Now, this story, I can positively assert, unless the events of this world move in a circle, did not happen in Lewes, or any other Sussex town.
It was told in the Gesta Romanorum six hundred years ago, and it was told, may be, as many hundred years before in India, for it is still to be found in Sanskrit collections of tales.
Tailed Men.
I well remember having it impressed upon me by a Devonshire nurse, as a little child, that all Cornishmen were born with tails; and it was long before I could overcome the prejudice thus early implanted in my breast against my Cornubian neighbors. I looked upon those who dwelt across the Tamar as "uncanny," as being scarcely to be classed with Christian people, and certainly not to be freely associated with by tailless Devonians. I think my eyes were first opened to the fact that I had been deceived by a worthy bookseller of L----, with whom I had contracted a warm friendship, he having at sundry times contributed pictures to my scrapbook. I remember one day resolving to broach the delicate subject with my tailed friend, whom I liked, notwithstanding his caudal appendage.
"Mr. X----, is it true that you are a Cornishman?"
"Yes, my little man; born and bred in the West country."
"I like you very much; but--have you really got a tail?"
When the bookseller had recovered from the astonishment which I had produced by my question, he stoutly repudiated the charge.
"But you are a Cornishman?"
"To be sure I am."
"And all Cornishmen have tails."
I believe I satisfied my own mind that the good man had sat his off, and my nurse assured me that such was the case with those of sedentary habits.
It is curious that Devonshire superstition should attribute the tail to Cornishmen, for it was asserted of certain men of Kent in olden times, and was referred to Divine vengeance upon them for having insulted St. Thomas A Becket, if we may believe Polydore Vergil. "There were some," he says, "to whom it seemed that the king's secret wish was, that Thomas should be got rid of. He, indeed, as one accounted to be an enemy of the king's person, was already regarded with so little respect, nay, was treated with so much contempt, that when he came to Strood, which village is situated on the Medway, the river that washes Rochester, the inhabitants of the place, being eager to show some mark of contumely to the prelate in his disgrace, did not scruple to cut off the tail of the horse on which he was riding; but by this profane and inhospitable act they covered themselves with eternal reproach; for it so happened after this, by the will of God, that all the offspring born from the men who had done this thing, were born with tails, like brute animals. But this mark of infamy, which formerly was everywhere notorious, has disappeared with the extinction of the race whose fathers perpetrated this deed."

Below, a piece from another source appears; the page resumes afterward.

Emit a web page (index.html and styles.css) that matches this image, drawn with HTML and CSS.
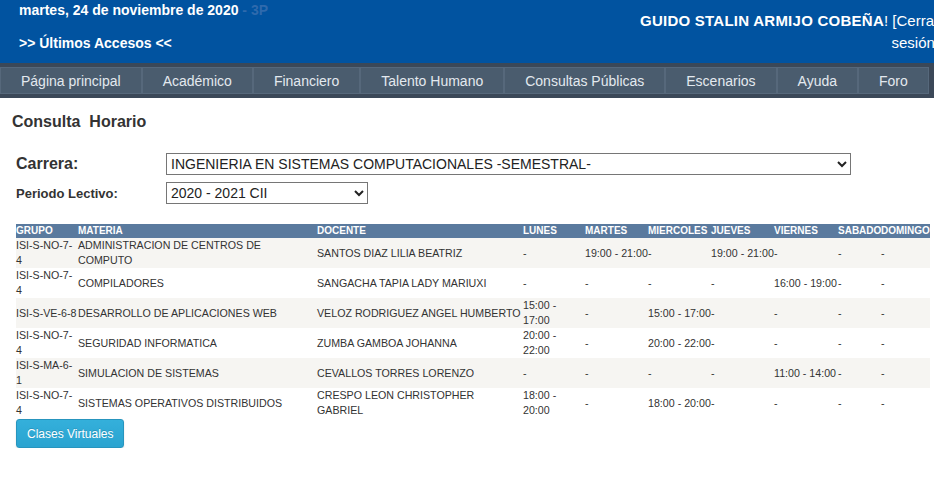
FILE: index.html
```html
<!DOCTYPE html>
<html lang="es">
<head>
<meta charset="utf-8">
<title>Consulta Horario</title>
<link rel="stylesheet" href="styles.css">
</head>
<body>
<header class="top">
  <div class="top-left">
    <div class="date">martes, 24 de noviembre de 2020 <span class="term">- 3P</span></div>
    <div class="recent">&gt;&gt; Últimos Accesos &lt;&lt;</div>
  </div>
  <div class="user"><b class="user-name">GUIDO STALIN ARMIJO COBEÑA</b>! [Cerrar sesión]</div>
</header>
<nav class="menu">
  <a class="menu-item" href="#">Página principal</a>
  <a class="menu-item" href="#">Académico</a>
  <a class="menu-item" href="#">Financiero</a>
  <a class="menu-item" href="#">Talento Humano</a>
  <a class="menu-item" href="#">Consultas Públicas</a>
  <a class="menu-item" href="#">Escenarios</a>
  <a class="menu-item" href="#">Ayuda</a>
  <a class="menu-item" href="#">Foro</a>
</nav>
<main class="content">
  <h1 class="title">Consulta&nbsp; Horario</h1>
  <form class="filters">
    <label class="lbl lbl-lg" for="carrera">Carrera:</label>
    <select class="sel sel-wide" id="carrera"><option>INGENIERIA EN SISTEMAS COMPUTACIONALES -SEMESTRAL-</option></select>
    <label class="lbl" for="periodo">Periodo Lectivo:</label>
    <select class="sel sel-narrow" id="periodo"><option>2020 - 2021 CII</option></select>
  </form>
  <table class="schedule">
    <colgroup>
      <col class="c-grupo"><col class="c-materia"><col class="c-docente">
      <col class="c-lun"><col class="c-mar"><col class="c-mie"><col class="c-jue">
      <col class="c-vie"><col class="c-sab"><col class="c-dom">
    </colgroup>
    <thead>
      <tr><th>GRUPO</th><th>MATERIA</th><th>DOCENTE</th><th>LUNES</th><th>MARTES</th><th>MIERCOLES</th><th>JUEVES</th><th>VIERNES</th><th>SABADO</th><th>DOMINGO</th></tr>
    </thead>
    <tbody>
      <tr><td>ISI-S-NO-7-4</td><td>ADMINISTRACION DE CENTROS DE COMPUTO</td><td>SANTOS DIAZ LILIA BEATRIZ</td><td>-</td><td>19:00 - 21:00</td><td>-</td><td>19:00 - 21:00</td><td>-</td><td>-</td><td>-</td></tr>
      <tr><td>ISI-S-NO-7-4</td><td>COMPILADORES</td><td>SANGACHA TAPIA LADY MARIUXI</td><td>-</td><td>-</td><td>-</td><td>-</td><td>16:00 - 19:00</td><td>-</td><td>-</td></tr>
      <tr><td>ISI-S-VE-6-8</td><td>DESARROLLO DE APLICACIONES WEB</td><td>VELOZ RODRIGUEZ ANGEL HUMBERTO</td><td>15:00 - 17:00</td><td>-</td><td>15:00 - 17:00</td><td>-</td><td>-</td><td>-</td><td>-</td></tr>
      <tr><td>ISI-S-NO-7-4</td><td>SEGURIDAD INFORMATICA</td><td>ZUMBA GAMBOA JOHANNA</td><td>20:00 - 22:00</td><td>-</td><td>20:00 - 22:00</td><td>-</td><td>-</td><td>-</td><td>-</td></tr>
      <tr><td>ISI-S-MA-6-1</td><td>SIMULACION DE SISTEMAS</td><td>CEVALLOS TORRES LORENZO</td><td>-</td><td>-</td><td>-</td><td>-</td><td>11:00 - 14:00</td><td>-</td><td>-</td></tr>
      <tr><td>ISI-S-NO-7-4</td><td>SISTEMAS OPERATIVOS DISTRIBUIDOS</td><td>CRESPO LEON CHRISTOPHER GABRIEL</td><td>18:00 - 20:00</td><td>-</td><td>18:00 - 20:00</td><td>-</td><td>-</td><td>-</td><td>-</td></tr>
    </tbody>
  </table>
  <button class="btn" type="button">Clases Virtuales</button>
</main>
</body>
</html>
```
FILE: styles.css
```css
* { box-sizing: border-box; }

body {
  margin: 0;
  font-family: "Liberation Sans", Arial, sans-serif;
  color: #333;
  background: #fff;
}

.top {
  background: #0153a0;
  height: 63px;
  display: flex;
  justify-content: space-between;
  overflow: hidden;
  color: #fff;
}

.top-left {
  padding-left: 19px;
  font-weight: bold;
  font-size: 14px;
}

.date { line-height: 20px; }

.term { color: #2f6aad; font-weight: bold; }

.recent {
  line-height: 20px;
  margin-top: 13px;
}

.user {
  flex: none;
  width: 304px;
  margin-right: -5px;
  padding-top: 10px;
  text-align: right;
  font-size: 15px;
  line-height: 22px;
}

.user-name { letter-spacing: 0.25px; }

.menu {
  display: flex;
  background: #3b4858;
  padding: 4px 0;
}

.menu-item {
  border: 1px solid #56687b;
  background: #4a5c6e;
  color: #e3e9ef;
  font-size: 14px;
  line-height: 24px;
  padding: 1px 20px 0;
  text-decoration: none;
}

.content { padding-left: 16px; }

.title {
  font-size: 16px;
  font-weight: bold;
  line-height: 20px;
  margin: 14px 0 0 -4px;
  color: #333;
}

.filters {
  display: grid;
  grid-template-columns: 150px auto;
  justify-content: start;
  justify-items: start;
  align-items: center;
  row-gap: 7px;
  margin-top: 21px;
}

.lbl {
  font-weight: bold;
  font-size: 13px;
  color: #333;
}

.lbl-lg { font-size: 16px; }

.sel {
  height: 22px;
  font-family: inherit;
  font-size: 14px;
  color: #222;
  background: #fff;
  border: 1px solid #767676;
  border-radius: 0;
  padding: 0;
}

.sel-wide { width: 685px; }
.sel-narrow { width: 202px; }

.schedule {
  margin-top: 20px;
  border-collapse: collapse;
  table-layout: fixed;
  width: 914px;
  font-size: 10.667px;
}

.c-grupo { width: 62px; }
.c-materia { width: 239px; }
.c-docente { width: 206px; }
.c-lun { width: 62px; }
.c-mar { width: 63px; }
.c-mie { width: 63px; }
.c-jue { width: 63px; }
.c-vie { width: 64px; }
.c-sab { width: 43px; }
.c-dom { width: 49px; }

.schedule th {
  background: #5a7a9e;
  color: #fff;
  font-size: 10px;
  font-weight: bold;
  text-align: left;
  padding: 0;
  height: 14px;
  line-height: 14px;
  white-space: nowrap;
}

.schedule td {
  padding: 0;
  height: 30px;
  line-height: 15px;
  vertical-align: middle;
  color: #333;
}

.schedule tbody tr:nth-child(odd) { background: #f6f5f2; }

.btn {
  display: block;
  margin-top: 1px;
  height: 29px;
  padding: 0 10px;
  font-family: inherit;
  font-size: 12px;
  color: #fff;
  background: linear-gradient(#34b0db, #2aa3d0);
  border: 1px solid #2795be;
  border-radius: 3px;
  text-shadow: 0 -1px 0 rgba(0, 0, 0, 0.15);
  box-shadow: 0 1px 2px rgba(0, 0, 0, 0.12);
}
```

John Bale, the zealous reformer, and Bishop of Ossory in Edward VI.'s time, refers to this story, and also mentions a variation of the scene and cause of this ignoble punishment. He writes, quoting his authorities, "John Capgrave and Alexander of Esseby sayth, that for castynge of fyshe tayles at thys Augustyne, Dorsettshyre men had tayles ever after. But Polydorus applieth it unto Kentish men at Stroud, by Rochester, for cuttinge off Thomas Becket's horse's tail. Thus hath England in all other land a perpetual infamy of tayles by theye wrytten legendes of lyes, yet can they not well tell where to bestowe them truely." Bale, a fierce and unsparing reformer, and one who stinted not hard words, applying to the inventors of these legends an epithet more strong than elegant, says, "In the legends of their sanctified sorcerers they have diffamed the English posterity with tails, as has been showed afore. That an Englyshman now cannot travayle in another land by way of marchandyse or any other honest occupyinge, but it is most contumeliously thrown in his tethe that all Englyshmen have tails. That uncomely note and report have the nation gotten, without recover, by these laisy and idle lubbers, the monkes and the priestes, which could find no matters to advance their canonized gains by, or their saintes, as they call them, but manifest lies and knaveries."[27]

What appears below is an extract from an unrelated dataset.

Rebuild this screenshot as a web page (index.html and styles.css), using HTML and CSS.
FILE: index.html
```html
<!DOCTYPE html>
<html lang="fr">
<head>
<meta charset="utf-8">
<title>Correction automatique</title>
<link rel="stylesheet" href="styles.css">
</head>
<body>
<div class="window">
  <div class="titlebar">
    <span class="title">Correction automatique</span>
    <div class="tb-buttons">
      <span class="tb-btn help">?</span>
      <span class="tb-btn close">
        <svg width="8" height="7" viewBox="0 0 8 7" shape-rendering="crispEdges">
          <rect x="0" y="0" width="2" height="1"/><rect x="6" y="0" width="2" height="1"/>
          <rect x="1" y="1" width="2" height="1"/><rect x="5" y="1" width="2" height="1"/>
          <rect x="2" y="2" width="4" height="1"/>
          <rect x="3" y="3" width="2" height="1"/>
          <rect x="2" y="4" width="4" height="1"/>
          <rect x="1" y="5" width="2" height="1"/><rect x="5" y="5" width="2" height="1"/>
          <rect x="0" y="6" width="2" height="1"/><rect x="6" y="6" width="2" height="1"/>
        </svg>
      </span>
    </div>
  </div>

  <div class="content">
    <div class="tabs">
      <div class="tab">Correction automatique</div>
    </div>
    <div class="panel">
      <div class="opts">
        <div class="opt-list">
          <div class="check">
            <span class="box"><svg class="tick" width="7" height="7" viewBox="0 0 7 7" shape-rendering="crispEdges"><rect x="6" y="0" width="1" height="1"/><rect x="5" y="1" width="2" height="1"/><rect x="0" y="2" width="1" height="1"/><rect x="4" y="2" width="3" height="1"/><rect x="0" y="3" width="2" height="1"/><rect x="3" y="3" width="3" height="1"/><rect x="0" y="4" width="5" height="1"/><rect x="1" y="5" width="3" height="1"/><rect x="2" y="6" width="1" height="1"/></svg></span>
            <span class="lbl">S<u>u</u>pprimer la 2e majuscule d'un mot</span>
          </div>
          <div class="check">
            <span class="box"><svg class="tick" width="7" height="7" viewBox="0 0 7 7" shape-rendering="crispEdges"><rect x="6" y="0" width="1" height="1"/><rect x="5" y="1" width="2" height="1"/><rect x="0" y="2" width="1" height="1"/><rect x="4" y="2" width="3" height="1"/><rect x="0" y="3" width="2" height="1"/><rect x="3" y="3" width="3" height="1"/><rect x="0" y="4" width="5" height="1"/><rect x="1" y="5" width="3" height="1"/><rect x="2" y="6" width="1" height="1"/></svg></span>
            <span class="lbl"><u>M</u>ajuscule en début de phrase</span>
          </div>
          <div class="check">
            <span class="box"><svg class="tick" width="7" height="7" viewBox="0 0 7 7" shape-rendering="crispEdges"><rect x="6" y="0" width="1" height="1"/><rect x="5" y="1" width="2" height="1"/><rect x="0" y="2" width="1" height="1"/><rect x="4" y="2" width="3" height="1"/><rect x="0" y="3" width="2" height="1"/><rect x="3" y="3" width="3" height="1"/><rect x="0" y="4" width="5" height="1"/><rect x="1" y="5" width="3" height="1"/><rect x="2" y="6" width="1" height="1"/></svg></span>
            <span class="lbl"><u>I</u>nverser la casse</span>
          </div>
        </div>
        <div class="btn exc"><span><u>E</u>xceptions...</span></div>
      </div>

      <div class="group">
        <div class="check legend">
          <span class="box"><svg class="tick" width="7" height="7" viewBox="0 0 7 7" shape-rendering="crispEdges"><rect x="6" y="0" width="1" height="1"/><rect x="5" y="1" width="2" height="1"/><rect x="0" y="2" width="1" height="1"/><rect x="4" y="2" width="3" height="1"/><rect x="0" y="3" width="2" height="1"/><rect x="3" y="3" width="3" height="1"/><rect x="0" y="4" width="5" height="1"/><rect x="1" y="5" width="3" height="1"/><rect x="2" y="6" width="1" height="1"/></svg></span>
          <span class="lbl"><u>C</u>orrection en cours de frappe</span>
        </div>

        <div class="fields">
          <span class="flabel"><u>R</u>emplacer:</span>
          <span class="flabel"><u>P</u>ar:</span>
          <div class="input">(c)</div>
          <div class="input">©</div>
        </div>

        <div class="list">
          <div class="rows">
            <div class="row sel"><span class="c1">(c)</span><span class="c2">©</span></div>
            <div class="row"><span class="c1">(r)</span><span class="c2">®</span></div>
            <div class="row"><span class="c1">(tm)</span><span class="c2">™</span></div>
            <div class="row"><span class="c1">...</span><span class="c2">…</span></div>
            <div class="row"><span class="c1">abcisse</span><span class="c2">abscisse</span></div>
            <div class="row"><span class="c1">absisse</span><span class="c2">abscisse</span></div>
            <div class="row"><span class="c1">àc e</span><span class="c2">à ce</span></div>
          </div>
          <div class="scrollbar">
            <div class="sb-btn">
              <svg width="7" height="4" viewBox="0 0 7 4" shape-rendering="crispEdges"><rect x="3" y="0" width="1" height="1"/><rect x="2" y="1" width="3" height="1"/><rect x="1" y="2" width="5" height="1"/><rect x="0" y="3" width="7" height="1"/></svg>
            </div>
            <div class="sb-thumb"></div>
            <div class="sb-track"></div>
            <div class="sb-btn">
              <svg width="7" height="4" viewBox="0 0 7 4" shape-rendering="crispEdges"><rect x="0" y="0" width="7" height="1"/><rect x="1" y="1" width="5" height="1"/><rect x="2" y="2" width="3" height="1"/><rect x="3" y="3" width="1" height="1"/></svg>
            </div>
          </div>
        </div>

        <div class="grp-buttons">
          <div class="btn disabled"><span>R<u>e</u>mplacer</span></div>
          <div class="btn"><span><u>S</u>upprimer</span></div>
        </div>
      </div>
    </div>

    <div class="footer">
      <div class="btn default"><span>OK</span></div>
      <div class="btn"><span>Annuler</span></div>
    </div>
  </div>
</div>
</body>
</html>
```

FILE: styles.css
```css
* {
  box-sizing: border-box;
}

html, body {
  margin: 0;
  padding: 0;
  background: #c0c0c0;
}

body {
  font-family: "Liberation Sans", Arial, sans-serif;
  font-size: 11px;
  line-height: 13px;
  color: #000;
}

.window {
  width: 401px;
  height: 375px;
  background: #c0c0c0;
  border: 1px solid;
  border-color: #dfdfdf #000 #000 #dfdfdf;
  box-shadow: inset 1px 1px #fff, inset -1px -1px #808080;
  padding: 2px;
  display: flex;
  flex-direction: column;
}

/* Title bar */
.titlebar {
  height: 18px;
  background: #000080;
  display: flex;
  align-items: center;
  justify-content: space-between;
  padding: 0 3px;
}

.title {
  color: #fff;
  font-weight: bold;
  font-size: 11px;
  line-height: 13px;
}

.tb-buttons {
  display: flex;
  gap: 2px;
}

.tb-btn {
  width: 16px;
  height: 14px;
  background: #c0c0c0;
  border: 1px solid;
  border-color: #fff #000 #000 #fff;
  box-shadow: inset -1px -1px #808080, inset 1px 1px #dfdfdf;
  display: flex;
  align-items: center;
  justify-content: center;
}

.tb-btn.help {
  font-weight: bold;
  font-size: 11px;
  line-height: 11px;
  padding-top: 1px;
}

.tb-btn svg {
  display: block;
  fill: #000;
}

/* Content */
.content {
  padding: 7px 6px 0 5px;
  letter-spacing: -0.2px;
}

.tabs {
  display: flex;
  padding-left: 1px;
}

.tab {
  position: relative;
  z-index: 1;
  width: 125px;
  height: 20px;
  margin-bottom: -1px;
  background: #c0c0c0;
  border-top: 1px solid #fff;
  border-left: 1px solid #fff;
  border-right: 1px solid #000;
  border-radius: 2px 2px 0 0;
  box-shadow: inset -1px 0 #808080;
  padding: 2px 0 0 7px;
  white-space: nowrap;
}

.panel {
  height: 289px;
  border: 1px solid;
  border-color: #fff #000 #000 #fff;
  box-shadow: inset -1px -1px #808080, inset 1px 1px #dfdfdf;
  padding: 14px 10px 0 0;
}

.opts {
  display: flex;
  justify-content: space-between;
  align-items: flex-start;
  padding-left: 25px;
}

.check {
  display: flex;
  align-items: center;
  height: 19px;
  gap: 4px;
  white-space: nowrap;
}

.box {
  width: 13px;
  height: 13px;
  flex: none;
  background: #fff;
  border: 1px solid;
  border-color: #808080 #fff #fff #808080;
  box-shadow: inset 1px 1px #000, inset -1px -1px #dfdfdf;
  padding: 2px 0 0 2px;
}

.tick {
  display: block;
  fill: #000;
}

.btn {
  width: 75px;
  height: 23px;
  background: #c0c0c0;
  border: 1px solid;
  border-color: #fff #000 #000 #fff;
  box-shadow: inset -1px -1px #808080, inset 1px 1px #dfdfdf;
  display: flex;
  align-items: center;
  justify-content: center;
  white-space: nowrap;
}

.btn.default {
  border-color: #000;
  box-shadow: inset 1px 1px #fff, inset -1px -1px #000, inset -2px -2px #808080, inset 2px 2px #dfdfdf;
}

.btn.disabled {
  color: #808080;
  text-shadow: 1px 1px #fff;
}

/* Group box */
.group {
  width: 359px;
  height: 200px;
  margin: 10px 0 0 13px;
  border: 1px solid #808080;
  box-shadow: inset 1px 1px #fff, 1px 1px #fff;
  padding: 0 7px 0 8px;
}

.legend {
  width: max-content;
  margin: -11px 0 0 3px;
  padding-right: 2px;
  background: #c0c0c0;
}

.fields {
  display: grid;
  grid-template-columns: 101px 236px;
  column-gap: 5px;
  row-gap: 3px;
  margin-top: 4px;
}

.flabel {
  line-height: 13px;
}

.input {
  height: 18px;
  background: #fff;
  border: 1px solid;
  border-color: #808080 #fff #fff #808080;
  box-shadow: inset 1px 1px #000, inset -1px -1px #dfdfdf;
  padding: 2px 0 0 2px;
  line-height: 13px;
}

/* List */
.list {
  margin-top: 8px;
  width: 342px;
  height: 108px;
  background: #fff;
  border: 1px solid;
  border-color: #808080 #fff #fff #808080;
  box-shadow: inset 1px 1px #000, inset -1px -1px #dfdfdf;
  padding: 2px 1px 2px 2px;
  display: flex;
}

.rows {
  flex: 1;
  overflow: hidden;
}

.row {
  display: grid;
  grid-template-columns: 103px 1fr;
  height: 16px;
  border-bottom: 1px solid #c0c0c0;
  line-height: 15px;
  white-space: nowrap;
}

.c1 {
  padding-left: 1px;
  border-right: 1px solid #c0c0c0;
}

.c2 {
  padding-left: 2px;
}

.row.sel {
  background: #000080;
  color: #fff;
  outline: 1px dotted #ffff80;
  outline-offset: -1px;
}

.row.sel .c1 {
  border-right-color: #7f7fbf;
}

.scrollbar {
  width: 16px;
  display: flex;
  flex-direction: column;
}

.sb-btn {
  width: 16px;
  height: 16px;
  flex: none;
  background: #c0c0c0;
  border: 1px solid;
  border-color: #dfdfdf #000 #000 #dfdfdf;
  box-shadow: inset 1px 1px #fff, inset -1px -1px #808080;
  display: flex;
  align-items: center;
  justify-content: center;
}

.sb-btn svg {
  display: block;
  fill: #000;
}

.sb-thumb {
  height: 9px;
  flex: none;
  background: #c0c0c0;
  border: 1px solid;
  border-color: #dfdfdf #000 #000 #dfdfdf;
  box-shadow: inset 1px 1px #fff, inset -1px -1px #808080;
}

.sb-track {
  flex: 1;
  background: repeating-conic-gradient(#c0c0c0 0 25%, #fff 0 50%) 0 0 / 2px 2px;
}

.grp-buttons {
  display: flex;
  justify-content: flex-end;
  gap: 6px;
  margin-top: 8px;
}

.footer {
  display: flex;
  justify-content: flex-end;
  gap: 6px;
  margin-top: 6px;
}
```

Andrew Marvel also makes mention of this strange judgment in his _Loyal Scot_:--
"But who considers right will find, indeed, 'Tis Holy Island parts us, not the Tweed. Nothing but clergy could us two seclude, No Scotch was ever like a bishop's feud. All Litanys in this have wanted faith, There's no--_Deliver us from a Bishop's wrath._ Never shall Calvin pardoned be for sales, Never, for Burnet's sake, the Lauderdales; For Becket's sake, Kent always shall have tails."
It may be remembered that Lord Monboddo, a Scotch judge of last century, and a philosopher of some repute, though of great eccentricity, stoutly maintained the theory that man ought to have a tail, that the tail is a _desideratum_, and that the abrupt termination of the spine without caudal elongation is a sad blemish in the origination of man. The tail, the point in which man is inferior to the brute, what a delicate index of the mind it is! how it expresses the passions of love and hate! how nicely it gives token of the feelings of joy or fear which animate the soul! But Lord Monboddo did not consider that what the tail is to the brute, that the eye is to man; the lack of one member is supplied by the other. I can tell a proud man by his eye just as truly as if he stalked past one with erect tail; and anger is as plainly depicted in the human eye as in the bottle-brush tail of a cat. I know a sneak by his cowering glance, though he has not a tail between his legs; and pleasure is evident in the laughing eye, without there being any necessity for a wagging brush to express it.